Büyük İslam âlimlerinden Kâdî Muhammed Zâhid “kuddise sirruh” hazretlerine, bir gün kabirden sordular.
Cevabında;
- Kabir azabı ve kabrin sıkması vardır, buyurdu. Buna inanmayan kâfir olmaz ise de bid’at sahibi olur.
Sordular:
- Neden efendim?
- Çünkü, meşhur olan hadislere inanmamış olur.
Ve izah etti:
- Bunlar, bu hadislerin, doğru hadis olmasında şüphe ettikleri için, kabir azabına inanmıyorlar. Hadis olduklarını kabul etselerdi, inanırlardı. Bundan dolayı, kâfir olmuyor, yalnız Ehl-i sünnetten ayrılmış oluyorlar.
Şöyle bitirdi:
- Ama hadis olsa da, olmasa da, kabir azabına inanmam. Akıl ve tecrübe, bunu kabul etmiyor, diyenin imanı gider.
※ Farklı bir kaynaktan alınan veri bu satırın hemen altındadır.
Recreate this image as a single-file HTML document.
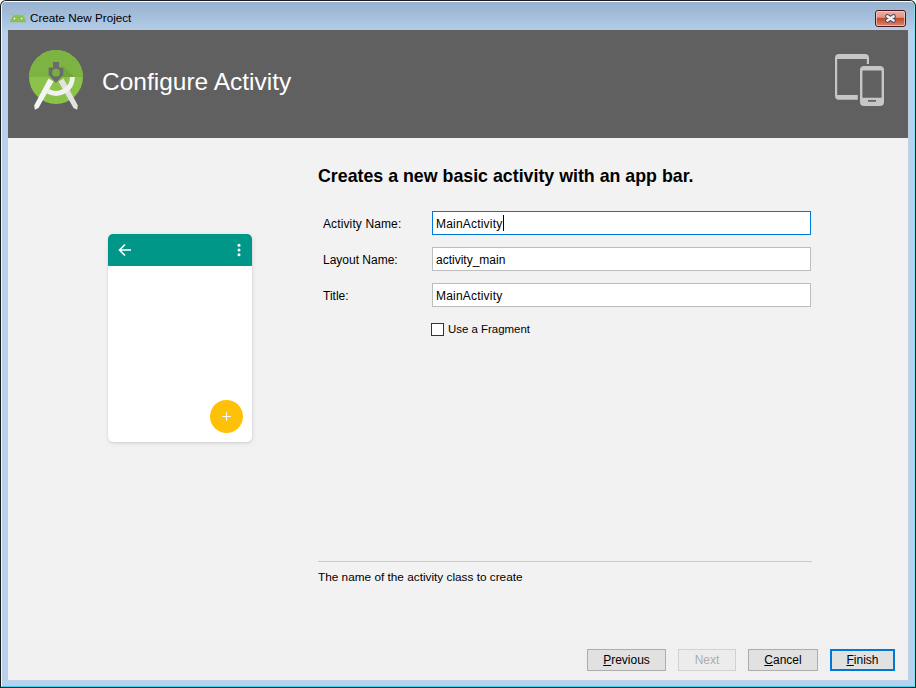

Kabir azabı kimlere yapılır?
Bir gün de bazı gençler Kabir azabından sordular.
Cevaben;
- Kabir, dünya ile ahiret arasında geçit olduğundan, kabir azabı, dünya azabları gibi geçicidir, ama ahiret azabları cinsindendir, buyurdu.
Ve daha açıkladı:
- Yani, bir bakımdan dünya azablarına, bir bakımdan da, ahiret azablarına benzemektedir.
Sordular:
- Kabir azabı kimlere yapılır efendim?
- Kabir azabı, en çok, dünyada üstüne idrar sıçratanlara ve Müslümanlar arasında söz taşıyanlara olacaktır.
Şöyle devam etti:
- (Münker) ve (Nekir) ismindeki iki melek kabirde sual soracaktır. Bu suale cevap vermek, bir derttir.
- Münker Nekir, ne mânâya geliyor efendim?
- Bu iki kelime, nasıl olduğu bilinmeyen demektir.